Data segment:
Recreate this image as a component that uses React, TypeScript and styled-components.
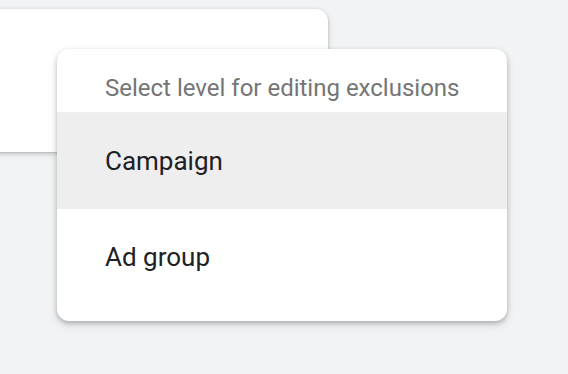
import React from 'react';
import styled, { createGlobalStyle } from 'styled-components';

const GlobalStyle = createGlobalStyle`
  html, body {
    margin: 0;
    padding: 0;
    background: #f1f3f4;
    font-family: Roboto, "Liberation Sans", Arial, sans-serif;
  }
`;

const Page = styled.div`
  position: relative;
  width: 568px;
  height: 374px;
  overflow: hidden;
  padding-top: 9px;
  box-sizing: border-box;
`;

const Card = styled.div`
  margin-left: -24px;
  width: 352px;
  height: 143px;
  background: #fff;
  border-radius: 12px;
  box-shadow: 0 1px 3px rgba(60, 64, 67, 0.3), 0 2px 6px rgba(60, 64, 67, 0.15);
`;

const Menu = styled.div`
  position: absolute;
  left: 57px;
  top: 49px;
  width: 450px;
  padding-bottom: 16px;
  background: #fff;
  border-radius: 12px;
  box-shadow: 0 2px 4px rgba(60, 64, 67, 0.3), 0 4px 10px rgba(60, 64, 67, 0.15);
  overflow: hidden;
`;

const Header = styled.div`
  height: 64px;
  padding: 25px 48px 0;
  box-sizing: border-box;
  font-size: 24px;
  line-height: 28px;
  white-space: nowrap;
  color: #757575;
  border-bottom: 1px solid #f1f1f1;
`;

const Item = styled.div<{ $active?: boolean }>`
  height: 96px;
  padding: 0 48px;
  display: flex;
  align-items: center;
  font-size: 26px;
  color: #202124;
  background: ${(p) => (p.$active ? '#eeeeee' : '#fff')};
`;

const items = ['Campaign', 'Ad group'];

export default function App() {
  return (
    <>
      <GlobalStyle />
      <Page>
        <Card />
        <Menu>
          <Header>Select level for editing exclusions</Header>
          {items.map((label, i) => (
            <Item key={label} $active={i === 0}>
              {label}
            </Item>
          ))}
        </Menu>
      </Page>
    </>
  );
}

Given task: Repeat the listing verbatim. Skip the pictures.

Correct answer:
Recreate this image as a component that uses React, TypeScript and styled-components.
import React from 'react';
import styled, { createGlobalStyle } from 'styled-components';

const GlobalStyle = createGlobalStyle`
  html, body {
    margin: 0;
    padding: 0;
    background: #f1f3f4;
    font-family: Roboto, "Liberation Sans", Arial, sans-serif;
  }
`;

const Page = styled.div`
  position: relative;
  width: 568px;
  height: 374px;
  overflow: hidden;
  padding-top: 9px;
  box-sizing: border-box;
`;

const Card = styled.div`
  margin-left: -24px;
  width: 352px;
  height: 143px;
  background: #fff;
  border-radius: 12px;
  box-shadow: 0 1px 3px rgba(60, 64, 67, 0.3), 0 2px 6px rgba(60, 64, 67, 0.15);
`;

const Menu = styled.div`
  position: absolute;
  left: 57px;
  top: 49px;
  width: 450px;
  padding-bottom: 16px;
  background: #fff;
  border-radius: 12px;
  box-shadow: 0 2px 4px rgba(60, 64, 67, 0.3), 0 4px 10px rgba(60, 64, 67, 0.15);
  overflow: hidden;
`;

const Header = styled.div`
  height: 64px;
  padding: 25px 48px 0;
  box-sizing: border-box;
  font-size: 24px;
  line-height: 28px;
  white-space: nowrap;
  color: #757575;
  border-bottom: 1px solid #f1f1f1;
`;

const Item = styled.div<{ $active?: boolean }>`
  height: 96px;
  padding: 0 48px;
  display: flex;
  align-items: center;
  font-size: 26px;
  color: #202124;
  background: ${(p) => (p.$active ? '#eeeeee' : '#fff')};
`;

const items = ['Campaign', 'Ad group'];

export default function App() {
  return (
    <>
      <GlobalStyle />
      <Page>
        <Card />
        <Menu>
          <Header>Select level for editing exclusions</Header>
          {items.map((label, i) => (
            <Item key={label} $active={i === 0}>
              {label}
            </Item>
          ))}
        </Menu>
      </Page>
    </>
  );
}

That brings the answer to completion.